We're then going to talk a bit about what exactly is in a package, how they construct it, what's in the data store -- in the file format of a package.
When we talk about package resolution, how Xcode fetches the right versions of packages and incorporates them into your app. We're going to talk then a little bit about updating packages, what happens when a new version of a package's update is published, and how you can take advantage of that. And we're going to talk about resolving any version conflicts that might happen as you update the packages.
So let's get started by extending NAP functionality to take advantage of packages.
Here, we have a little iPhone app that simply shows the, some of the lunch menu offerings of some of the cafes around where I work. We see that there are two here, entries. It's a SwiftUI app. So I can see the preview and Xcode without having to run my app.
So we see that the lunch menu from two different places are showing up. In the real version of this app, we would fetch this data over the network.

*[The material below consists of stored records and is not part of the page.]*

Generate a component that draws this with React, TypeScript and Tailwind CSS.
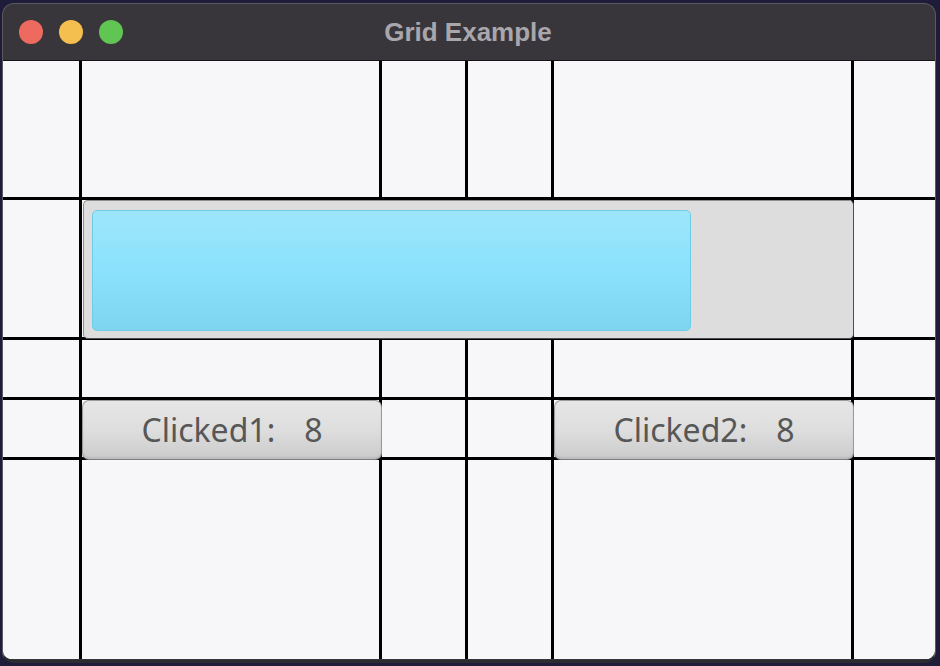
import React from "react";

const Cell = ({ children, className = "" }: { children?: React.ReactNode; className?: string }) => (
  <div className={`bg-[#f7f7f9] ${className}`}>{children}</div>
);

const GridButton = ({ label, value }: { label: string; value: string }) => (
  <Cell className="relative">
    <div
      className="w-[300px] h-[60px] rounded-[7px] border border-[#9a9a9a] border-b-[#7e7e7e] bg-gradient-to-b from-[#e6e6e6] via-[#dedede] to-[#cbcbcb] flex items-center justify-center text-[#575757] shadow-[inset_0_-2px_2px_rgba(0,0,0,0.08)]"
      style={{ fontFamily: '"Noto Sans", "Open Sans", sans-serif', fontSize: "32px" }}
    >
      <span>{label}</span>
      <span className="ml-[29px]">{value}</span>
    </div>
  </Cell>
);

export default function App() {
  return (
    <div className="w-[940px] h-[666px] bg-[#1e1c39] pt-[3px] pl-[2px] overflow-hidden">
      <div className="w-[934px] h-[660px] rounded-[12px] border border-[#5b595f] border-b-[3px] border-b-[#2c2b30] bg-[#39363b] overflow-hidden flex flex-col">
        <div className="h-[57px] border-b border-[#141316] flex items-center relative shrink-0">
          <div className="flex items-center gap-[16px] pl-[16px]">
            <div className="w-[24px] h-[24px] rounded-full bg-[#ee6a5f]" />
            <div className="w-[24px] h-[24px] rounded-full bg-[#f5bf4f]" />
            <div className="w-[24px] h-[24px] rounded-full bg-[#61c554]" />
          </div>
          <div
            className="absolute inset-0 flex items-center justify-center text-[#a9a6ac] font-bold text-[26px] pr-[2px]"
            style={{ fontFamily: '"Liberation Sans", Arial, sans-serif' }}
          >
            Grid Example
          </div>
        </div>
        <div className="grid grid-cols-[76px_297px_83px_83px_297px_81px] grid-rows-[136px_137px_57px_57px_199px] gap-[3px] bg-black">
          {/* row 1 */}
          <Cell />
          <Cell />
          <Cell />
          <Cell />
          <Cell />
          <Cell />
          {/* row 2 */}
          <Cell />
          <Cell className="col-span-4 relative">
            <div className="ml-[1px] w-[771px] h-[139px] rounded-[5px] bg-[#dddddd] border border-[#8e8e8e] border-r-[#4e4e4e] border-b-[#4e4e4e] pl-[8px] pt-[9px]">
              <div className="w-[599px] h-[121px] rounded-[5px] border border-[#6fcbe6] bg-gradient-to-b from-[#9de6fa] via-[#8ae2fd] to-[#7ed5ef]" />
            </div>
          </Cell>
          <Cell />
          {/* row 3 */}
          <Cell />
          <Cell />
          <Cell />
          <Cell />
          <Cell />
          <Cell />
          {/* row 4 */}
          <Cell />
          <GridButton label="Clicked1:" value="8" />
          <Cell />
          <Cell />
          <GridButton label="Clicked2:" value="8" />
          <Cell />
          {/* row 5 */}
          <Cell />
          <Cell />
          <Cell />
          <Cell />
          <Cell />
          <Cell />
        </div>
      </div>
    </div>
  );
}
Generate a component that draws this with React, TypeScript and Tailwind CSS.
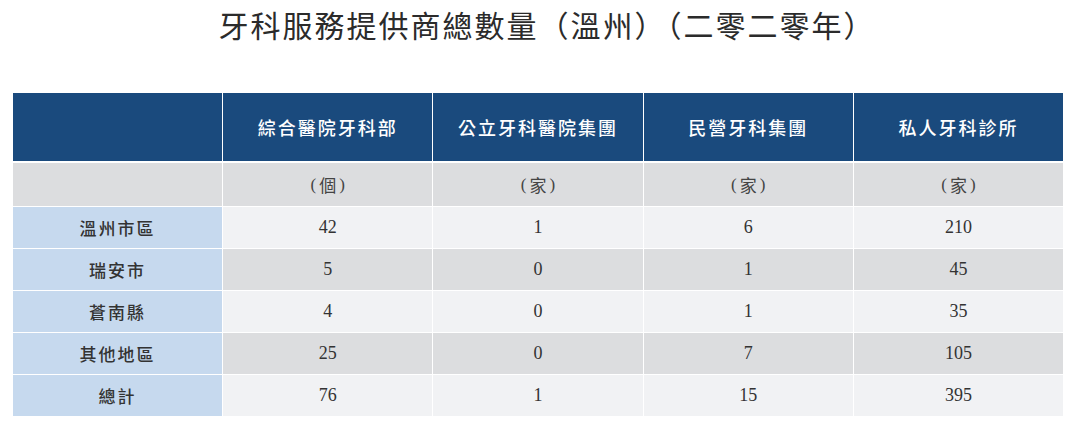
const columns = ['綜合醫院牙科部', '公立牙科醫院集團', '民營牙科集團', '私人牙科診所'];
const units = ['個', '家', '家', '家'];

const rows: { region: string; values: string[] }[] = [
  { region: '溫州市區', values: ['42', '1', '6', '210'] },
  { region: '瑞安市', values: ['5', '0', '1', '45'] },
  { region: '蒼南縣', values: ['4', '0', '1', '35'] },
  { region: '其他地區', values: ['25', '0', '7', '105'] },
  { region: '總計', values: ['76', '1', '15', '395'] },
];

const cjk = "font-['Noto_Sans_CJK_TC','Noto_Sans_CJK_SC',sans-serif]";
const serif = "font-['Liberation_Serif','Noto_Sans_CJK_TC',serif]";

export default function App() {
  return (
    <div className="h-[433px] w-[1080px] overflow-hidden bg-white">
      {/* Title */}
      <h1
        className={`${cjk} pl-[14px] pt-[9px] text-center text-[30px] leading-[30px] font-normal tracking-[2px] text-[#2b2b2b]`}
      >
        牙科服務提供商總數量（溫州）（二零二零年）
      </h1>

      {/* Table */}
      <div className="ml-[13px] mt-[54px] grid w-[1050px] grid-cols-5 gap-x-px gap-y-px bg-white">
        {/* Header */}
        <div className="h-[68px] bg-[#1a4a7d]" />
        {columns.map((c) => (
          <div
            key={c}
            className={`${cjk} flex h-[68px] items-center justify-center bg-[#1a4a7d] text-[18px] font-medium tracking-[2px] text-white`}
          >
            {c}
          </div>
        ))}

        {/* Units */}
        <div className="mt-px h-[43px] bg-[#dcdddf]" />
        {units.map((u, i) => (
          <div
            key={i}
            className={`${serif} mt-px flex h-[43px] items-center justify-center gap-[3px] bg-[#dcdddf] text-[17px] text-[#444]`}
          >
            <span>(</span>
            <span className={cjk}>{u}</span>
            <span>)</span>
          </div>
        ))}

        {/* Data rows */}
        {rows.map((r, ri) => {
          const bg = ri % 2 === 0 ? 'bg-[#f1f2f4]' : 'bg-[#dcdddf]';
          return [
            <div
              key={r.region}
              className={`${cjk} flex h-[41px] items-center justify-center bg-[#c6d9ee] text-[17px] font-medium tracking-[2px] text-[#333]`}
            >
              {r.region}
            </div>,
            ...r.values.map((v, vi) => (
              <div
                key={r.region + vi}
                className={`${serif} flex h-[41px] items-center justify-center text-[18px] text-[#333] ${bg}`}
              >
                {v}
              </div>
            )),
          ];
        })}
      </div>
    </div>
  );
}
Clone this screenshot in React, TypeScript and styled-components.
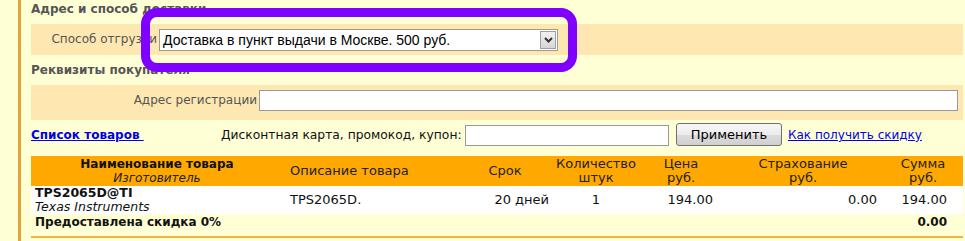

But in this demo app here, I just have them as local files among my source. So you could say that this menu is locally sourced.
So these two JSON files are showing up just fine. But this cafe here is a bit more modern and upscale. And so they have a YAML menu, right? So we're not able to parse that. And we're not seeing that.
So let's take a look at the source code that loads this data.
We see here that we handle JSON, but we don't handle YAML. So now fortunately, I know of a library that can parse YAML great. And it has a nice Swift interface. So it's called Yams. And I'm going to go and use that.
And to do that I bring down to file menu. I go to this new Swift Packages submenu, and Add Package Dependency. Now this submenu has a couple of other menu commands to deal with packages once they're in your app.
But you said Package Dependency.
And here, I see, because I added my GitHub accounts to Swift -- to Xcode's preferences, I see here all of the package repositories in that account.
And I also see any other repositories that I've starred.
In this case, I've starred Yams here.
But I could also, if I had a URL for a package, I could enter it here.
In this case, I'm going to click on the readme link here and go to the homepage for the Yams projects. That that looks good.
I'm going to go take a look here at the API. That looks like what I need.
Now, of course, when you're using an Open Source library, you're bringing somebody else's code into your app. So there are a lot of things you want to be careful with. You want to make sure you trust the source of that package.
You want to make sure that you know exactly what this library is doing, so you don't have any surprises.
And you want to make sure that the license for this Open Source library is compatible with your app's license.
So I've done all that. And so I'm going to go back to Xcode. And I'm going to just click Next here. And we're going to add a reference, a dependency on yams.
Now Xcode shows me the versions that are available. And it automatically sets me up to use the latest version of the package. We're going to talk a little bit more about the details of these options later on in the talk.
But most often, the default option here is the one you want. It's using version 2.0 anyway, up to, but not including, the next major version. I'm going to click Next.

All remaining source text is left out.